Compression ratio of different options on heavy-tail integers. Quantile Compression comes near theoretical limit, much better than others. Compression ratio of different options on standard normal floats. Quantile Compression comes near theoretical limit, much better than others.
Compression ratio of different options on sparse integers. Quantile Compression comes near theoretical limit, much better than others. Compression ratio of different options on dollars and cents. Quantile Compression comes near theoretical limit, much better than others.

I used d=6 for the quantile compression level, a mild setting that creates up to M=64 ranges.

For the heavy-tailed integers (a lomax distribution with \alpha=0.5) and standard normal floats, quantile compression outperforms the competition and achieves nearly the theoretical limit.

Standard normal floats is the only floating point distribution I included here, and you may notice that its achievable compression ratio is much lower than the others. This is because of the devilish nature of floating point numbers. For 64 bit floats, 1 bit describes the sign (\pm), 11 bits describe the exponent (e.g. an exponent 12 describes a number with magnitude between 2^{12} and 2^{13}), and 52 "fractional" bits describe where the number is between that exponent and the next one. One implication of this is that those fractional bits are usually all important. Even for a uniform distribution between 1 and 2, a compression ratio of only 64/52 = 16/13 \approx 1.23 can be achieved. All 52 fractional bits are needed, while the 12 sign and exponent bits can be compressed away. And consider the mind-boggling fact that there are 1023 times more floating point numbers between 0 and 1 as there are between 1 and 2. Only for sparse or extremely narrow floating point distributions can a substantial compression ratio can be achieved. I'm not even going to get into the weirdness of floating point infinities, NaNs, and partial ordering.

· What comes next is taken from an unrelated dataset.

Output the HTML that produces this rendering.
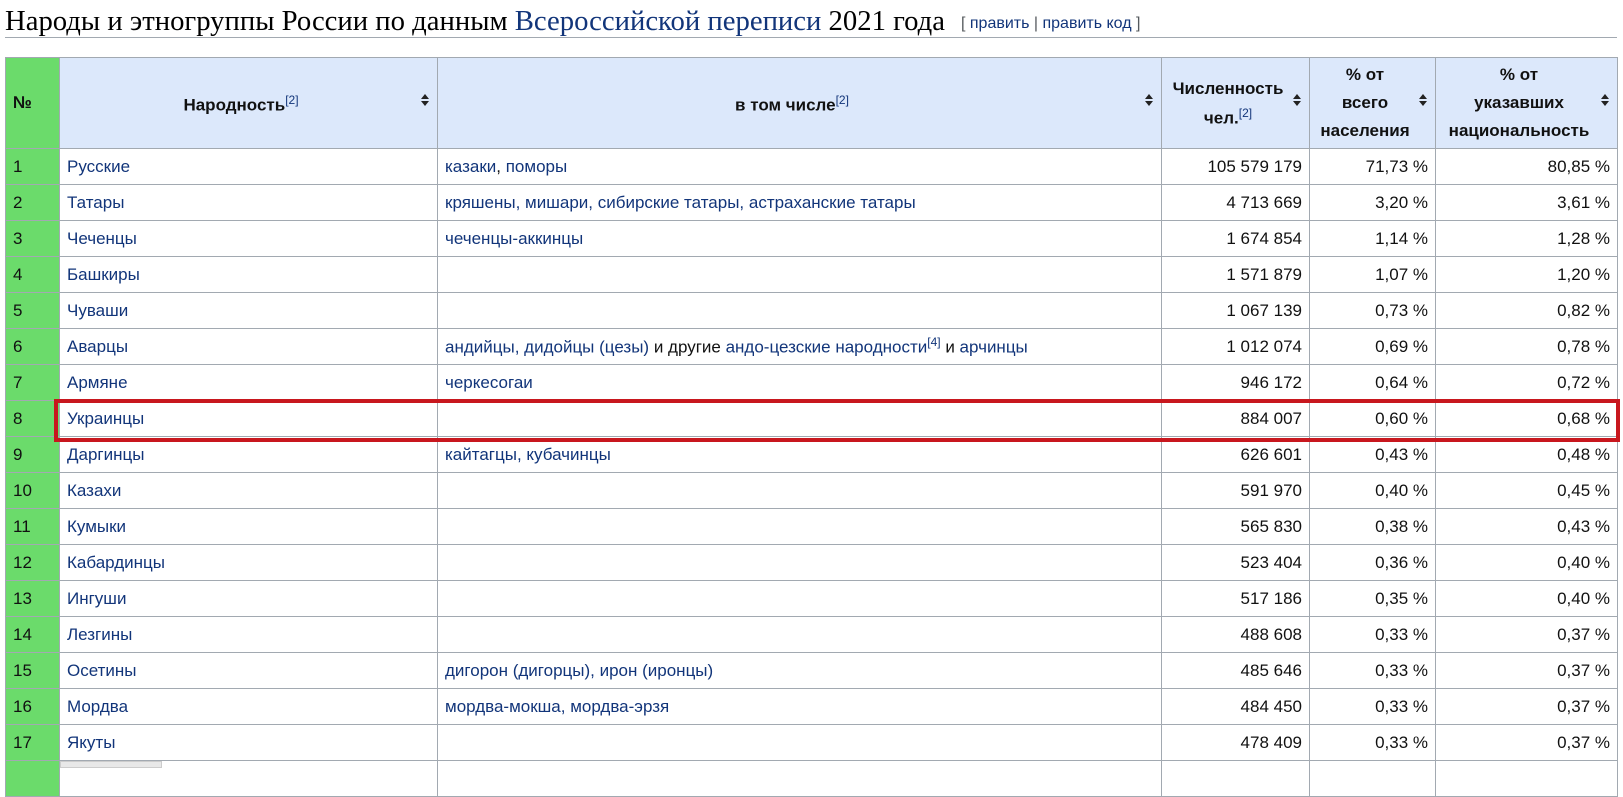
<!DOCTYPE html>
<html><head><meta charset="utf-8"><style>
body{margin:0;width:1623px;height:766px;overflow:hidden;background:#fff;font-family:"Liberation Sans",Arial,sans-serif;position:relative}
h2{position:absolute;left:5px;top:5px;margin:0;font-family:"Liberation Serif",serif;font-weight:normal;font-size:28.7px;color:#000;white-space:nowrap;line-height:32px}
h2 a{color:#12357a}
h2 .ed{font-family:"Liberation Sans",sans-serif;font-size:16px;color:#54595d;margin-left:16px;vertical-align:2px}
h2 .ed a{color:#12357a}
.hr{position:absolute;left:5px;top:37px;width:1612px;height:1px;background:#a2a9b1}
table{position:absolute;left:5px;top:57px;width:1612px;border-collapse:collapse;table-layout:fixed;font-size:17px}
td,th{border:1px solid #a2a9b1;padding:0 7px;height:35px;white-space:nowrap;color:#111;overflow:hidden}
th{background:#dce8fb;font-weight:bold;height:90px;position:relative;line-height:28px;white-space:normal;padding-right:22px}
th.n{background:#6bdb6b;text-align:left;padding-right:7px}
td.n{background:#6bdb6b}
td a,th sup{color:#12357a}
td.r{text-align:right}
.s{position:absolute;right:8px;top:36px;width:8px;height:14px}
.s:before,.s:after{content:"";position:absolute;left:0;border-left:4px solid transparent;border-right:4px solid transparent}
.s:before{top:0;border-bottom:5px solid #222}
.s:after{top:7px;border-top:5px solid #222}
sup{font-size:12px;font-weight:normal}
.red{position:absolute;left:54px;top:399px;width:1558px;height:35px;border:4px solid #c8171e}
.bot{position:absolute;left:60px;top:761px;width:100px;height:5px;background:#e8e8e8;border:1px solid #ccc}
</style></head><body>
<h2>Народы и этногруппы России по данным <a>Всероссийской переписи</a> 2021 года<span class="ed">[ <a>править</a> | <a>править код</a> ]</span></h2>
<div class="hr"></div>
<table>
<colgroup><col style="width:54px"><col style="width:378px"><col style="width:724px"><col style="width:148px"><col style="width:126px"><col style="width:182px"></colgroup>
<tr><th class="n">№</th><th>Народность<sup>[2]</sup><span class="s"></span></th><th>в том числе<sup>[2]</sup><span class="s"></span></th><th style="line-height:25px">Численность чел.<sup>[2]</sup><span class="s"></span></th><th>% от<br>всего<br>населения<span class="s"></span></th><th>% от<br>указавших<br>национальность<span class="s"></span></th></tr>
<tr><td class="n">1</td><td><a>Русские</a></td><td><a>казаки</a>, <a>поморы</a></td><td class="r">105 579 179</td><td class="r">71,73 %</td><td class="r">80,85 %</td></tr>
<tr><td class="n">2</td><td><a>Татары</a></td><td><a>кряшены, мишари, сибирские татары, астраханские татары</a></td><td class="r">4 713 669</td><td class="r">3,20 %</td><td class="r">3,61 %</td></tr>
<tr><td class="n">3</td><td><a>Чеченцы</a></td><td><a>чеченцы-аккинцы</a></td><td class="r">1 674 854</td><td class="r">1,14 %</td><td class="r">1,28 %</td></tr>
<tr><td class="n">4</td><td><a>Башкиры</a></td><td></td><td class="r">1 571 879</td><td class="r">1,07 %</td><td class="r">1,20 %</td></tr>
<tr><td class="n">5</td><td><a>Чуваши</a></td><td></td><td class="r">1 067 139</td><td class="r">0,73 %</td><td class="r">0,82 %</td></tr>
<tr><td class="n">6</td><td><a>Аварцы</a></td><td><a>андийцы, дидойцы (цезы)</a> и другие <a>андо-цезские народности</a><sup style="color:#12357a">[4]</sup> и <a>арчинцы</a></td><td class="r">1 012 074</td><td class="r">0,69 %</td><td class="r">0,78 %</td></tr>
<tr><td class="n">7</td><td><a>Армяне</a></td><td><a>черкесогаи</a></td><td class="r">946 172</td><td class="r">0,64 %</td><td class="r">0,72 %</td></tr>
<tr><td class="n">8</td><td><a>Украинцы</a></td><td></td><td class="r">884 007</td><td class="r">0,60 %</td><td class="r">0,68 %</td></tr>
<tr><td class="n">9</td><td><a>Даргинцы</a></td><td><a>кайтагцы, кубачинцы</a></td><td class="r">626 601</td><td class="r">0,43 %</td><td class="r">0,48 %</td></tr>
<tr><td class="n">10</td><td><a>Казахи</a></td><td></td><td class="r">591 970</td><td class="r">0,40 %</td><td class="r">0,45 %</td></tr>
<tr><td class="n">11</td><td><a>Кумыки</a></td><td></td><td class="r">565 830</td><td class="r">0,38 %</td><td class="r">0,43 %</td></tr>
<tr><td class="n">12</td><td><a>Кабардинцы</a></td><td></td><td class="r">523 404</td><td class="r">0,36 %</td><td class="r">0,40 %</td></tr>
<tr><td class="n">13</td><td><a>Ингуши</a></td><td></td><td class="r">517 186</td><td class="r">0,35 %</td><td class="r">0,40 %</td></tr>
<tr><td class="n">14</td><td><a>Лезгины</a></td><td></td><td class="r">488 608</td><td class="r">0,33 %</td><td class="r">0,37 %</td></tr>
<tr><td class="n">15</td><td><a>Осетины</a></td><td><a>дигорон (дигорцы), ирон (иронцы)</a></td><td class="r">485 646</td><td class="r">0,33 %</td><td class="r">0,37 %</td></tr>
<tr><td class="n">16</td><td><a>Мордва</a></td><td><a>мордва-мокша, мордва-эрзя</a></td><td class="r">484 450</td><td class="r">0,33 %</td><td class="r">0,37 %</td></tr>
<tr><td class="n">17</td><td><a>Якуты</a></td><td></td><td class="r">478 409</td><td class="r">0,33 %</td><td class="r">0,37 %</td></tr>
<tr><td class="n"></td><td></td><td></td><td></td><td></td><td></td></tr>
</table>
<div class="red"></div>
<div class="bot"></div>
</body></html>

For sparse integers (99% 0's and 1% 1's), quantile compression again outperforms the competition. It uses a special mode where the prefix for 0 is followed by a (variable-length) integer describing how many repetitions follow before the next 1 appears. There may still be ways I could improve the implementation to achieve nearly the theoretical limit, but this sort of data can already be compressed to quite a small size, so it's not a sticking point.

The "dollars and cents" dataset is something I synthesized to look like retail store prices. Dollars and cents are kept as separate integer columns. Dollars follow a lomax distribution with \alpha=1.5 and median 5, and cents follow a wacky distribution where amounts like 99¢ are more common:

hypothetical probability distribution of cents in retail prices

Another side note: I tried to incorporate empirical data from New York Public Library's fascinating menu dataset dating back to 1840. But the data turned out uninteresting, compression-wise, because most of their restaurants were too upscale to use prices like 99¢.

Quantile compression does a little imperfectly on dollars and cents since the wacky cents distribution isn't smooth, but beats the competition nonetheless. I also devised a total cents distribution via \text{total_cents} = 100 * \text{dollars} + \text{cents}. I chose total cents as an antagonistic distribution for quantile compression, since it has high-frequency information that will partly be missed by the quantiles. Gzip and Snappy should theoretically be able to eek out some compression from the high-frequency information. But to my surprise, quantile compression was still efficient enough to outperform them:

Compression ratio of different options on total cents. Quantile Compression beats others slightly but is somewhat far from theory.

Even in this scenario designed specifically to benefit other methods, quantile compression was the winner.